Collecting the folklore and uses of plants

The Alban Pilgrimage, 2017

Posted on by royvickery |

For many years a Rose Service was held at St Albans, Hertfordshire, on the Sunday nearest the feast day (22 June) of St Alban, Britain’s first Christian martyr.  It is believed that this event started early in the twentieth century and was promoted more actively during the 1970s to give ‘an opportunity for children from all over the diocese to attend their mother church’ and celebrate the day.  During the service people would process pass the shrine of St Alban, and place roses (Rosa cvs.), mainly gathered from their gardens, on it.

In recent years the event, now known as the Alban pilgrimage, has been moved to a Saturday.  At 11 a.m. a procession, consisting of clergy, a band, and giants representing the saint and people associated with his life, leaves St Michael’s church and reaches the Abbey for a Festival Eucharist service which begins at noon.

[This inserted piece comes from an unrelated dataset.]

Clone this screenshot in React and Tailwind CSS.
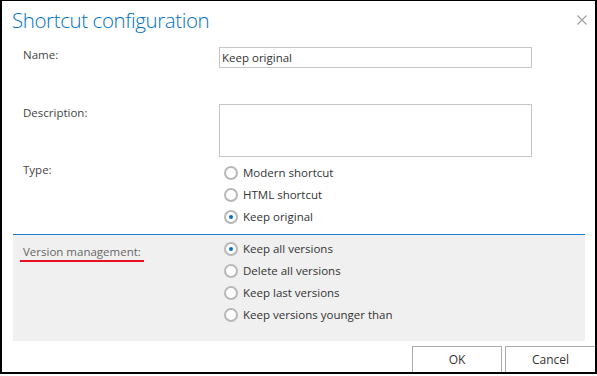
import React from "react";

function Radio({ checked, label }) {
  return (
    <div className="flex items-center h-[22px]">
      <div className="w-[14px] h-[14px] rounded-full border-2 border-[#b8b8b8] bg-white flex items-center justify-center shrink-0">
        {checked && <div className="w-[4px] h-[4px] rounded-full bg-[#0072c6]" />}
      </div>
      <span className="ml-[5px] text-[11.5px] text-[#333] leading-[16px]">{label}</span>
    </div>
  );
}

export default function App() {
  return (
    <div className="w-[597px] h-[376px] bg-white" style={{ fontFamily: '"Open Sans", "Noto Sans", sans-serif' }}>
      <div className="w-[597px] h-[374px] border-black border-t border-l-2 border-r-2 border-b-2 flex flex-col">
        <div className="flex items-start justify-between h-[40px] shrink-0">
          <div className="ml-[10px] mt-[5px] text-[20.5px] tracking-[-0.4px] font-light text-[#0072c6] leading-[28px]">Shortcut configuration</div>
          <svg className="mr-[8px] mt-[14px]" width="10" height="10" viewBox="0 0 10 10">
            <path d="M0.5 0.5 L9.5 9.5 M9.5 0.5 L0.5 9.5" stroke="#a0a0a0" strokeWidth="1.2" fill="none" />
          </svg>
        </div>
        <div className="pl-[11px] pr-[10px] flex flex-col shrink-0">
          <div className="flex h-[57px] mt-[6px] shrink-0">
            <div className="w-[206px] pl-[10px] text-[11.5px] leading-[16px] text-[#444]">Name:</div>
            <div className="w-[313px] h-[21px] border border-[#c6c6c6] px-[2px] text-[11.5px] text-[#333] leading-[19px]">Keep original</div>
          </div>
          <div className="flex h-[58px] shrink-0">
            <div className="w-[206px] pl-[10px] pt-[1px] text-[11.5px] leading-[16px] text-[#444]">Description:</div>
            <div className="w-[313px] h-[53px] border border-[#c6c6c6]" />
          </div>
          <div className="flex h-[72px] shrink-0">
            <div className="w-[206px] pl-[10px] text-[11.5px] leading-[16px] text-[#444]">Type:</div>
            <div className="flex flex-col pl-[5px]">
              <Radio label="Modern shortcut" />
              <Radio label="HTML shortcut" />
              <Radio checked label="Keep original" />
            </div>
          </div>
          <div className="h-[1px] bg-[#1a7fcf] shrink-0" />
          <div className="flex h-[106px] bg-[#f0f0f0] pt-[3px] shrink-0">
            <div className="w-[206px] pl-[7px]">
              <div className="inline-block px-[3px] text-[11.5px] text-[#666] border-b-2 border-[#e81123] leading-[16px]">Version management:</div>
            </div>
            <div className="flex flex-col pl-[5px]">
              <Radio checked label="Keep all versions" />
              <Radio label="Delete all versions" />
              <Radio label="Keep last versions" />
              <Radio label="Keep versions younger than" />
            </div>
          </div>
        </div>
        <div className="flex justify-end gap-[3px] mt-[5px] shrink-0">
          <div className="w-[90px] h-[26px] border border-b-0 border-[#ababab] bg-white flex items-center justify-center text-[12px] text-[#333]">OK</div>
          <div className="w-[90px] h-[26px] border border-b-0 border-r-0 border-[#ababab] bg-white flex items-center justify-center text-[12px] text-[#333]">Cancel</div>
        </div>
      </div>
    </div>
  );
}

In 2017 the Pilgrimage was held on 24 June.  It was said that the event gets bigger every year, and certainly there was a good attendance at the noon service.  From 2.00 p.m. there was an Orthodox ‘service of intercession’ at the shrine, followed at 3.00 p.m. by prayers for healing at the shrine’, and the final service of the day – Festival Evensong – which started at 4.00 p.m., and, like the morning service, attracted a large congregation.  At the conclusion of this service the clergy and choir led a procession past the shrine, and people were able to leave roses on it.  Unlike the former Rose Services, the Evensong was not child-focused (indeed the preacher’s emphasis on the beheading of the saint could have upset younger listeners).  Also, whereas at the Rose Services people would bring roses from their gardens, in 2017 long-stemmed red roses were on sale at £1 each in the Abbey between the two main services, and most people used these; there were only one or two home-grown blooms.  It was interesting that, perhaps because of the speed at which the procession moved, it seemed that people were not to be carefully placing their roses on the shrine, but simply tossing the flowers at its base.